| What to produce |
Scan the listing below. Report each line that includes "React".

| Given material |
______
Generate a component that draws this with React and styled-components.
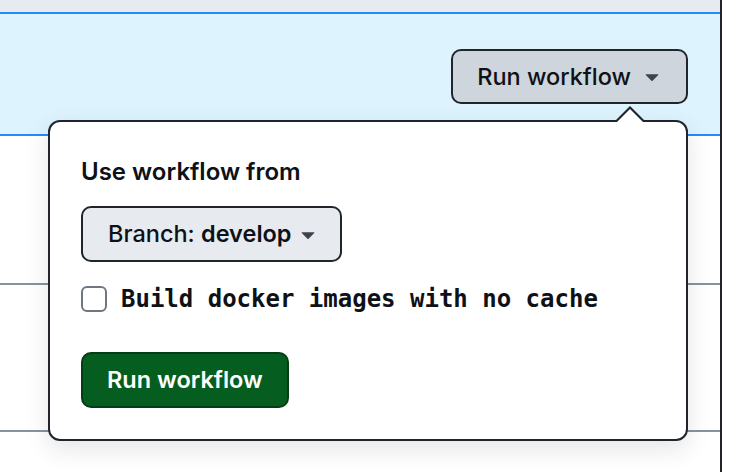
import React from 'react';
import styled, { createGlobalStyle } from 'styled-components';

const GlobalStyle = createGlobalStyle`
    html, body {
        margin : 0;
        padding : 0;
        background : #ffffff;
    }
    body {
        font-family : Inter, "Noto Sans", "Liberation Sans", sans-serif;
        color : #0e1116;
    }
    * {
        box-sizing : border-box;
    }
`;

const Page = styled.div`
    display : flex;
    width : 742px;
    height : 472px;
    overflow : hidden;
`;

const Panel = styled.div`
    width : 722px;
    height : 100%;
    border-right : 2px solid #20252c;
    display : flex;
    flex-direction : column;
`;

const TopStrip = styled.div`
    height : 12px;
    background : #e7ebef;
`;

const ActiveRow = styled.div`
    height : 125px;
    background : #ddf4ff;
    border-top : 2px solid #218bff;
    border-bottom : 2px solid #218bff;
    display : flex;
    justify-content : flex-end;
    align-items : flex-start;
    padding : 35px 32px 0 0;
    position : relative;
    z-index : 2;
`;

const Row = styled.div`
    height : ${props => props.h}px;
    border-bottom : ${props => props.last ? 'none' : '2px solid #88929d'};
    background : #ffffff;
`;

const Anchor = styled.div`
    position : relative;
`;

const Button = styled.button`
    display : flex;
    align-items : center;
    height : ${props => props.h || 55}px;
    border-radius : 10px;
    border : 2px solid ${props => props.primary ? '#033f14' : '#20252c'};
    background : ${props => props.bg};
    color : ${props => props.primary ? '#ffffff' : '#0e1116'};
    font-family : Inter, "Noto Sans", "Liberation Sans", sans-serif;
    font-size : 23.5px;
    font-weight : ${props => props.primary ? 600 : 500};
    padding : ${props => props.pad};
    cursor : pointer;
    white-space : nowrap;
    b {
        font-weight : 600;
    }
    svg {
        flex : none;
    }
`;

const Popover = styled.div`
    position : absolute;
    top : calc(100% + 16px);
    right : 0;
    width : 640px;
    background : #ffffff;
    border : 2px solid #20252c;
    border-radius : 12px;
    padding : 32px 31px 31px;
    box-shadow : 0 8px 24px rgba(37, 41, 46, 0.12);
    display : flex;
    flex-direction : column;
    align-items : flex-start;
    &::before, &::after {
        content : '';
        position : absolute;
        width : 0;
        height : 0;
        border-left : 14px solid transparent;
        border-right : 14px solid transparent;
    }
    &::before {
        top : -16px;
        right : 42px;
        border-bottom : 14px solid #20252c;
    }
    &::after {
        top : -13px;
        right : 42px;
        border-bottom : 14px solid #ffffff;
    }
`;

const Title = styled.div`
    font-size : 24px;
    font-weight : 600;
    line-height : 36px;
    margin-bottom : 16px;
`;

const CheckRow = styled.label`
    display : flex;
    align-items : center;
    gap : 14px;
    height : 36px;
    margin : 19px 0 35px;
    font-family : "DejaVu Sans Mono", "Liberation Mono", monospace;
    font-weight : bold;
    font-size : 24px;
`;

const Box = styled.span`
    width : 26px;
    height : 26px;
    border : 2px solid #6e7781;
    border-radius : 6px;
    background : #ffffff;
    flex : none;
`;

const Caret = ({ style }) => (
    <svg width="28" height="28" viewBox="0 0 16 16" fill="currentColor" style={style}>
        <path d="m4.427 7.427 3.396 3.396a.25.25 0 0 0 .354 0l3.396-3.396A.25.25 0 0 0 11.396 7H4.604a.25.25 0 0 0-.177.427Z" />
    </svg>
);

function App() {
    return (
        <>
            <GlobalStyle />
            <Page>
                <Panel>
                    <TopStrip />
                    <ActiveRow>
                        <Anchor>
                            <Button bg="#ced5dc" pad="0 20px 0 24px">
                                Run workflow
                                <Caret style={{ marginLeft: 7, color: '#3d444d' }} />
                            </Button>
                            <Popover>
                                <Title>Use workflow from</Title>
                                <Button h={56} bg="#e7ebef" pad="0 18px 0 25px">
                                    Branch:&nbsp;<b>develop</b>
                                    <Caret style={{ marginLeft: 2, color: '#3d444d' }} />
                                </Button>
                                <CheckRow>
                                    <Box />
                                    Build docker images with no cache
                                </CheckRow>
                                <Button h={56} primary bg="#055d20" pad="0 24px">
                                    Run workflow
                                </Button>
                            </Popover>
                        </Anchor>
                    </ActiveRow>
                    <Row h={150} />
                    <Row h={149} />
                    <Row last h={40} />
                </Panel>
            </Page>
        </>
    );
}

export default App;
______
| Problem solution |
Generate a component that draws this with React and styled-components.
import React from 'react';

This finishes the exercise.